Envorem, the UK-based technology business, has developed an innovative new Greentech that uses a little-known property of water to rapidly and inexpensively process oil production sludges. This amazing technology, developed with assistance from the University of Brighton, uses very little energy to disassemble sludges, clean the solids and recover the entrained oil for recycling - all without using chemicals or generating emissions. 

Crude and fuel oils contain contaminates comprising sediments and water that create an oily sludge. Every day, the equivalent of more than one million barrels of crude oil are discarded by the oil and maritime industries as hazardous waste at a huge environmental and financial cost.

“Today there are thousands of square kilometres of land polluted with crude oil sludge,” says Mark Batt-Rawden CEO of Envorem. “The issue until recently has not attracted the public’s attention but that is changing as the environmental impact of ongoing oil production and legacy pollution is increasingly appreciated.”
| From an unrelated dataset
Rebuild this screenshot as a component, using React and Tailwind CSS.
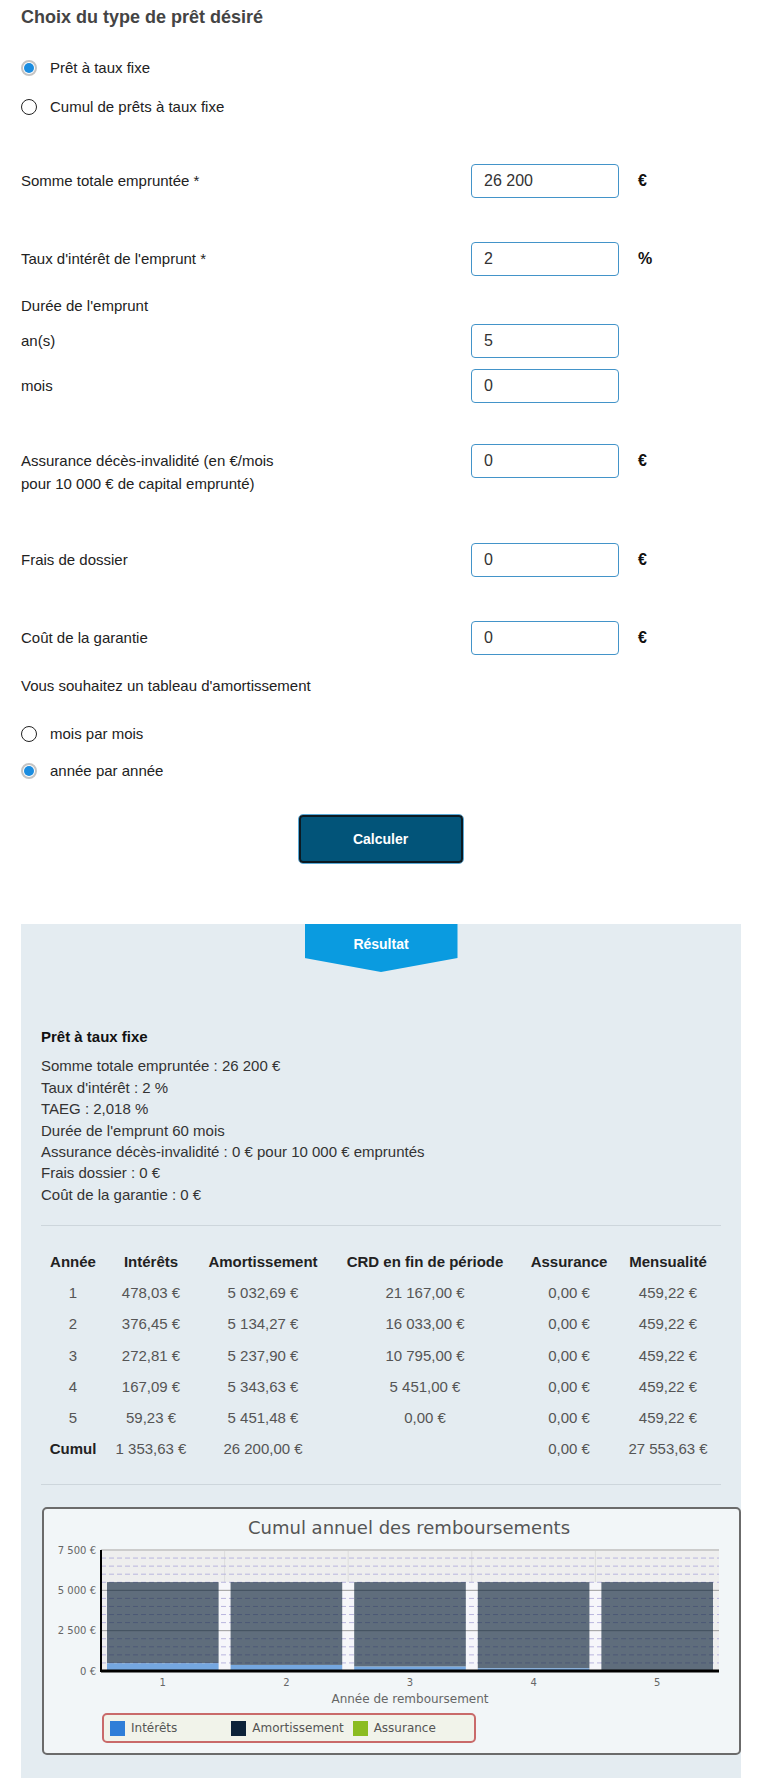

In Western Europe, sludges are usually thermally treated, either by incineration or thermal desorption. Both are a costly and environmentally damaging operations. Incineration releases around 1.5 tonnes of CO2 per tonne of sludge and the latter consumes immense amounts of energy, usually burning the oil it recovers as fuel to reduce costs and generating similar emissions. Where regulations are less stringent, waste sludges are landfilled into large open pits allowing lighter fractions of oil to evaporate, polluting the atmosphere whilst the remaining thick oil creates environmental hazards for wildlife and water resources. It is estimated that global deposits of discarded sludges exceed 1.8 billion tonnes.

In addition to the volumes of sludge, large stockpiles of contaminated soil are constantly being generated from spills and leaks. Even at a very conservative figure of $100/tonne to remediate, the annual new volumes of sludge and soil place a value on the Global market in excess of $12 Billion per annum and a legacy market of over $180 Billion.

Mark Batt-Rawden comments, “The oil industry has been seeking a solution for decades but nothing has ever proved effective and viable. It has taken us over 10 years to get this technology right and the solution we have developed pushes the boundaries of technology in a number of areas.”

Envorem’s core technology combines established techniques with hydraulic shock and cavitation, where bubbles are created by the vaporisation of water, a phenomenon copied from the natural world. Cavitation can be generated ultrasonically, electrically, or physically and is widely known as a parasitic effect that destroys propellers on ships and the impellers of pumps. 

Mark Batt-Rawden said. “Dumping these wastes into open pits is really just procrastinating the problem as the sludge will not go away.  It will eventually have to be incinerated generating colossal quantities of CO2.”

“As the world transitions towards a low-carbon future it is crucial that we continue to mitigate against the environmental impact of ongoing oil production and ensure the legacy pollution is addressed. Now we can remove the barriers to act differently by providing a way to spend less and simultaneously reduce pollution.”

Envorem recently completed a highly successful pilot in Oman for their National Oil Company (PDO) to treat sludge and oil-contaminated soil. The pilot proved the technology generates a fraction of the emissions of thermal treatment and is both cheaper and faster. Ninety nine per cent of the oil was removed from sludge as crude of usable quality - a double benefit; reducing the need for extraction and its associated carbon footprint, plus saving emissions from disposal by incineration. Furthermore, this demonstrated that if the value of recovered oil is included, costs are potentially net positive providing a financial as well as environmental case for change in practice. With proven processing speeds of up to 200m3 per hour, Envorem’s Greentech provides a real opportunity for the industry to change practice and rapidly clear legacy deposits.